コンビニや飲食店で働く外国人の姿が珍しくなくなった。単純労働のアルバイトは、もはや彼らなしでは勤務シフトが回らないのが実情だ。外国人労働者問題の現場を長年にわたって取材してきた出井康博氏が、外国人留学生の知られざる実態に迫る。前回は、「夢はコンビニでのアルバイト」と語るベトナム人留学生タン君が日本へやってきた背景について紹介した。後編では変わりつつある留学事情をお伝えする。(JBpress)

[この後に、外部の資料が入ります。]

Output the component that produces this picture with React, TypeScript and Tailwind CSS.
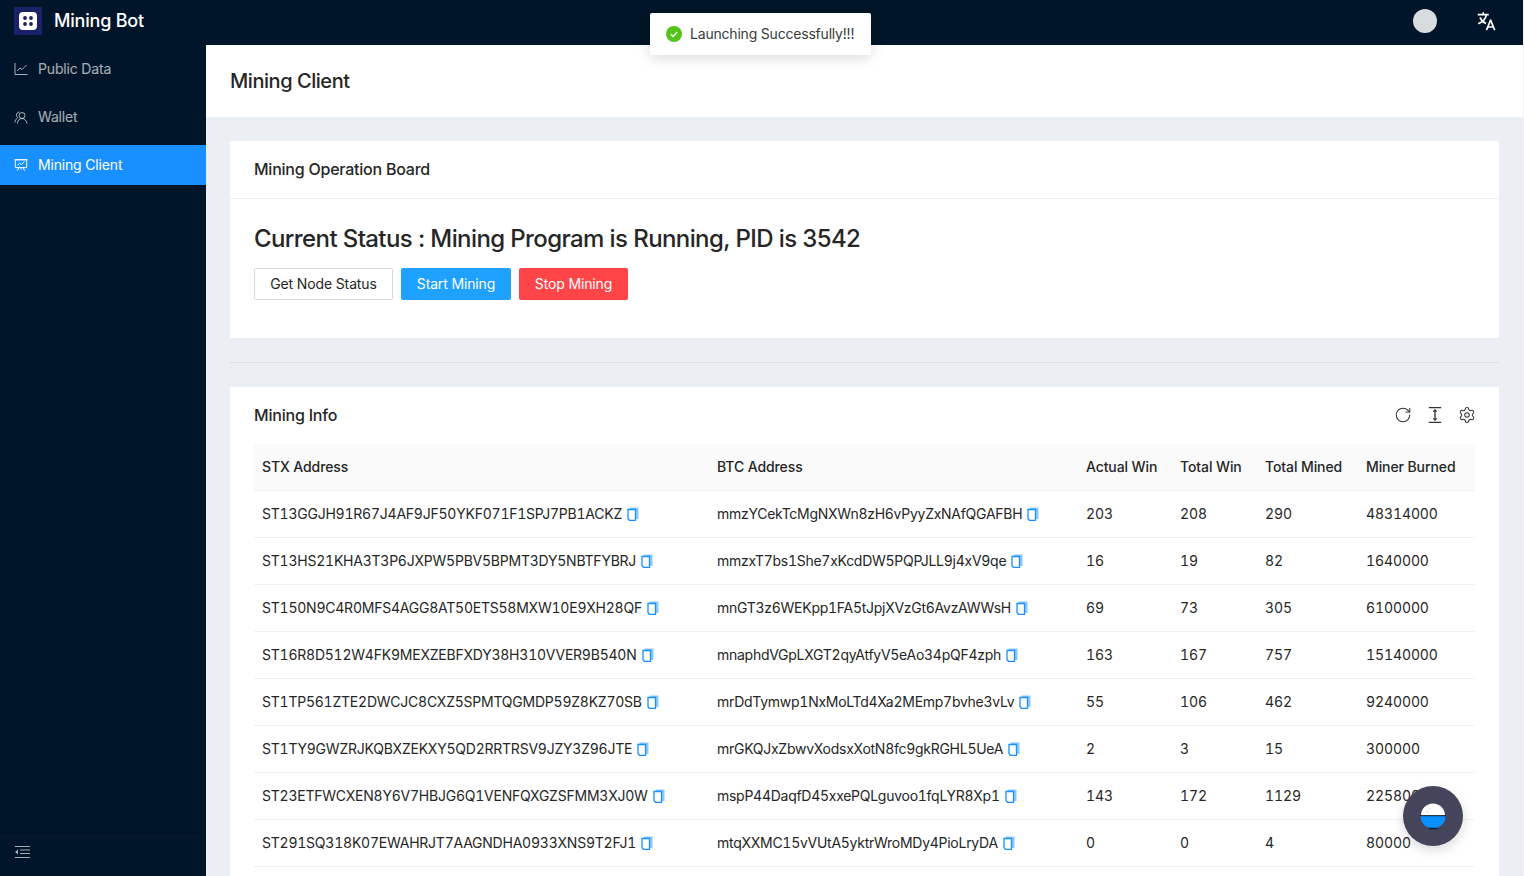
import React from "react";
import { RotateCw, Settings } from "lucide-react";

const rows = [
  ["ST13GGJH91R67J4AF9JF50YKF071F1SPJ7PB1ACKZ", "mmzYCekTcMgNXWn8zH6vPyyZxNAfQGAFBH", "203", "208", "290", "48314000"],
  ["ST13HS21KHA3T3P6JXPW5PBV5BPMT3DY5NBTFYBRJ", "mmzxT7bs1She7xKcdDW5PQPJLL9j4xV9qe", "16", "19", "82", "1640000"],
  ["ST150N9C4R0MFS4AGG8AT50ETS58MXW10E9XH28QF", "mnGT3z6WEKpp1FA5tJpjXVzGt6AvzAWWsH", "69", "73", "305", "6100000"],
  ["ST16R8D512W4FK9MEXZEBFXDY38H310VVER9B540N", "mnaphdVGpLXGT2qyAtfyV5eAo34pQF4zph", "163", "167", "757", "15140000"],
  ["ST1TP561ZTE2DWCJC8CXZ5SPMTQGMDP59Z8KZ70SB", "mrDdTymwp1NxMoLTd4Xa2MEmp7bvhe3vLv", "55", "106", "462", "9240000"],
  ["ST1TY9GWZRJKQBXZEKXY5QD2RRTRSV9JZY3Z96JTE", "mrGKQJxZbwvXodsxXotN8fc9gkRGHL5UeA", "2", "3", "15", "300000"],
  ["ST23ETFWCXEN8Y6V7HBJG6Q1VENFQXGZSFMM3XJ0W", "mspP44DaqfD45xxePQLguvoo1fqLYR8Xp1", "143", "172", "1129", "22580000"],
  ["ST291SQ318K07EWAHRJT7AAGNDHA0933XNS9T2FJ1", "mtqXXMC15vVUtA5yktrWroMDy4PioLryDA", "0", "0", "4", "80000"],
];

function Copy() {
  return (
    <svg width="12" height="14" viewBox="0 0 12 14" className="inline-block ml-[5px] -mt-[2px] align-middle">
      <path d="M2.500 0.500h9v11.500h-2.500V2.500H2.500z" fill="#8cc8ff" />
      <path d="M1 2.500h7.500v11H2.500L1 11.500z" fill="#fff" stroke="#1890ff" strokeWidth="1.300" />
    </svg>
  );
}

function NavItem({ label, active, children }: { label: string; active?: boolean; children: React.ReactNode }) {
  return (
    <div className={`h-10 mb-2 pl-[14px] flex items-center gap-[10px] text-sm tracking-[-0.17px] ${active ? "bg-[#1890ff] text-white" : "text-white/65"}`}>
      <span className="w-[14px] h-[14px] flex items-center justify-center">{children}</span>
      <span>{label}</span>
    </div>
  );
}

export default function App() {
  return (
    <div className="w-[1524px] h-[876px] overflow-hidden relative bg-[#ebeff3] text-[#262626] flex flex-col border-r border-[#f0f2f5]" style={{ fontFamily: "Inter, 'Liberation Sans', sans-serif" }}>
      <header className="h-[45px] shrink-0 bg-[#001529] flex items-center justify-between pl-[14px] pr-[26px] pb-[3px]">
        <div className="flex items-center gap-3">
          <div className="w-7 h-7 bg-[#1b2167] flex items-center justify-center">
            <svg width="18" height="18" viewBox="0 0 18 18">
              <rect width="18" height="18" rx="4" fill="#fff" />
              <circle cx="6" cy="6" r="1.9" fill="#1b2167" />
              <circle cx="12" cy="6" r="1.9" fill="#1b2167" />
              <circle cx="6" cy="12" r="1.9" fill="#1b2167" />
              <circle cx="12" cy="12" r="1.9" fill="#1b2167" />
            </svg>
          </div>
          <span className="text-white text-lg font-medium tracking-[-0.2px]">Mining Bot</span>
        </div>
        <div className="flex items-center gap-[38px]">
          <div className="w-6 h-6 rounded-full bg-[#d9dcdf]" />
          <svg width="22" height="22" viewBox="0 0 24 24" fill="none" stroke="#fff" strokeWidth="1.8" strokeLinejoin="round">
            <path d="M3 5h12M9 2.500V5M12.500 5c-.8 4.500-4 8-9 10M5.500 8c1.200 3 3.700 5.500 6.500 6.800" />
            <path d="M12.500 22l4.500-11 4.500 11M14 18.500h6" />
          </svg>
        </div>
      </header>

      <div className="flex flex-1 min-h-0">
        <aside className="w-[206px] shrink-0 bg-[#001529] flex flex-col pt-1">
          <NavItem label="Public Data">
            <svg width="14" height="14" viewBox="0 0 14 14" fill="none" stroke="currentColor" strokeWidth="1">
              <path d="M1 1v11.500h12.500M3 9l3-3 2 1.500 4.500-4.500" />
            </svg>
          </NavItem>
          <NavItem label="Wallet">
            <svg width="15" height="15" viewBox="0 0 14 14" fill="none" stroke="currentColor" strokeWidth="1">
              <circle cx="8" cy="5" r="3" />
              <path d="M3.500 13c0-3 1.800-5 4.500-5s4.500 2 5 5M5.500 1.500C3.500 1.500 2.500 3 2.500 4.800c0 1 .5 2 1.500 2.700M3.500 7.500C2 8.500 1 10 1 12" />
            </svg>
          </NavItem>
          <NavItem label="Mining Client" active>
            <svg width="16" height="16" viewBox="0 0 16 16" fill="none" stroke="currentColor" strokeWidth="1.100">
              <rect x="1.500" y="2" width="13" height="9" rx=".5" />
              <path d="M.5 2h15M4 8.500l2.500-2.500 2 1.500 3.500-3.500M5.500 11l-1.500 3.500M10.500 11l1.500 3.500M8 11v2" />
            </svg>
          </NavItem>
          <div className="mt-auto h-[44px] border-t border-[#00101f] flex items-center pl-[15px] pb-[5px] text-white/65">
            <svg width="15" height="14" viewBox="0 0 15 14" fill="currentColor">
              <rect y="1" width="15" height="1" />
              <rect x="5" y="4.500" width="10" height="1" />
              <rect x="5" y="8" width="10" height="1" />
              <rect y="12" width="15" height="1" />
              <path d="M0 7l3-2.500v5z" />
            </svg>
          </div>
        </aside>

        <main className="flex-1 min-w-0 flex flex-col">
          <div className="h-[72px] shrink-0 bg-white flex items-center px-6 text-xl font-medium tracking-[-0.45px]">Mining Client</div>
          <div className="px-6 pt-6">
            <section className="bg-white h-[197px]">
              <div className="h-[58px] border-b border-[#f0f0f0] px-6 pb-[2px] flex items-center text-base font-medium tracking-[-0.23px]">Mining Operation Board</div>
              <div className="px-6 pt-6">
                <h2 className="text-2xl font-medium leading-8 mb-[13px] tracking-[-0.6px]">Current Status : Mining Program is Running, PID is 3542</h2>
                <div className="flex gap-2 text-sm tracking-[-0.14px]">
                  <button className="h-8 w-[139px] bg-white border border-[#d9d9d9] rounded-[2px]">Get Node Status</button>
                  <button className="h-8 w-[110px] bg-[#1ea1ff] text-white rounded-[2px]">Start Mining</button>
                  <button className="h-8 w-[109px] bg-[#ff4548] text-white rounded-[2px]">Stop Mining</button>
                </div>
              </div>
            </section>
            <div className="h-px bg-[#dde0e3] my-6" />
            <section className="bg-white px-6 pb-10">
              <div className="h-[57px] pb-[2px] flex items-center justify-between text-base font-medium tracking-[-0.2px]">
                <span>Mining Info</span>
                <div className="flex items-center gap-[14px] text-[#333] -mr-px">
                  <RotateCw size={18} strokeWidth={1.4} />
                  <svg width="18" height="18" viewBox="0 0 16 16" fill="none" stroke="currentColor" strokeWidth="1.200">
                    <path d="M2.500 1.500h11M2.500 14.500h11M8 4v8" />
                    <path d="M6.500 5L8 3.500 9.500 5M6.500 11L8 12.500 9.500 11" />
                  </svg>
                  <Settings size={18} strokeWidth={1.4} />
                </div>
              </div>
              <table className="w-full table-fixed text-sm border-collapse tabular-nums tracking-[-0.1px]">
                <colgroup>
                  <col className="w-[455px]" />
                  <col className="w-[369px]" />
                  <col className="w-[94px]" />
                  <col className="w-[85px]" />
                  <col className="w-[101px]" />
                  <col />
                </colgroup>
                <thead>
                  <tr className="h-[46px] bg-[#fafafa] border-b border-[#f0f0f0] text-left">
                    {["STX Address", "BTC Address", "Actual Win", "Total Win", "Total Mined", "Miner Burned"].map((h) => (
                      <th key={h} className="px-2 font-medium">{h}</th>
                    ))}
                  </tr>
                </thead>
                <tbody>
                  {rows.map((r) => (
                    <tr key={r[0]} className="h-[47px] border-b border-[#f0f0f0]">
                      <td className="px-2 whitespace-nowrap tracking-[-0.23px]">{r[0]}<Copy /></td>
                      <td className="px-2 whitespace-nowrap tracking-[-0.27px]">{r[1]}<Copy /></td>
                      <td className="px-2">{r[2]}</td>
                      <td className="px-2">{r[3]}</td>
                      <td className="px-2">{r[4]}</td>
                      <td className="px-2">{r[5]}</td>
                    </tr>
                  ))}
                </tbody>
              </table>
            </section>
          </div>
        </main>
      </div>

      <div className="absolute left-[650px] top-[13px] h-[42px] w-[221px] bg-white rounded-[2px] shadow-[0_3px_14px_rgba(0,0,0,0.14)] flex items-center pl-4 gap-2 text-sm text-[#3a3a3a] tracking-[-0.2px]">
        <svg width="16" height="16" viewBox="0 0 16 16">
          <circle cx="8" cy="8" r="8" fill="#52c41a" />
          <path d="M4.800 8.200l2.200 2.200 4.200-4.400" fill="none" stroke="#fff" strokeWidth="1.400" />
        </svg>
        <span>Launching Successfully!!!</span>
      </div>

      <div className="absolute left-[1403px] top-[786px] w-[60px] h-[60px] rounded-full bg-[#44455a] shadow-[0_4px_12px_rgba(0,0,0,0.15)] flex items-center justify-center">
        <svg width="28" height="28" viewBox="0 0 28 28">
          <path d="M2 13.500a12 12 0 0 1 24 0z" fill="#fff" />
          <path d="M1.500 14h25a12.500 12.500 0 0 1-8 11.500v1.500h-9v-1.500A12.500 12.500 0 0 1 1.500 14z" fill="#0a8fff" />
          <path d="M1 13.700h26" stroke="#0b1b33" strokeWidth="1" />
          <path d="M9.500 26.500h9" stroke="#0b1b33" strokeWidth="1.500" />
          <path d="M7 8h1M8 10h1M10 7h1" stroke="#bbb" strokeWidth=".8" />
        </svg>
      </div>
    </div>
  );
}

(※)本稿は『移民クライシス』(出井康博著、角川新書)の一部を抜粋・再編集したものです。
でっち上げの書類でビザを取得
(前回)夢は「コンビニ」のバイト、外国人留学生のウラ事情
http://jbpress.ismedia.jp/articles/-/56143
タン君のように留学費用を借金に頼る外国人は、本来は留学ビザの発給対象にはならない。留学ビザは、母国からの仕送りが望めるか、もしくは奨学金を受け取るなどして、アルバイトなしで日本での生活を送れる外国人に限って発給されるのが建前だ。
しかし、その原則を守っていれば留学生は増えない。そこで日本政府は、留学のための経費支弁能力を有さない外国人にまでビザを発給している。そのカラクリはこうだ。
途上国の留学希望者には、自らの経済力を示すため、親の年収や銀行預金残高などの証明書の提出が求められる。留学ビザ取得に必要な額は明らかになってはいないが、年収、預金残高とも、日本円で最低でも200万円程度が必要となる。
途上国の人にとっては、よほどの富裕層でなければクリアできないハードルだ。そこで彼らに留学を斡旋するブローカーが、でっち上げの年収や預金残高の記載された証明書を準備する。
ベトナムのような新興国では、行政機関や銀行であろうと賄賂(わいろ)さえ払えば、でっち上げの数字が並ぶ“本物”の証明書は簡単に手に入る。そうして準備された書類を日本側が受け入れ、留学を認めているのだ。ビザを審査する法務省入国管理当局、そして在外公館も「数字の捏造(ねつぞう)」をわかってのことである。
でっち上げ書類の準備は、留学生個人では難しい。そこにブローカーが介在する余地が生まれる。留学生から手数料を取り、留学ビザに十分な書類を揃えるわけだ。タン君もそうやってビザを得た。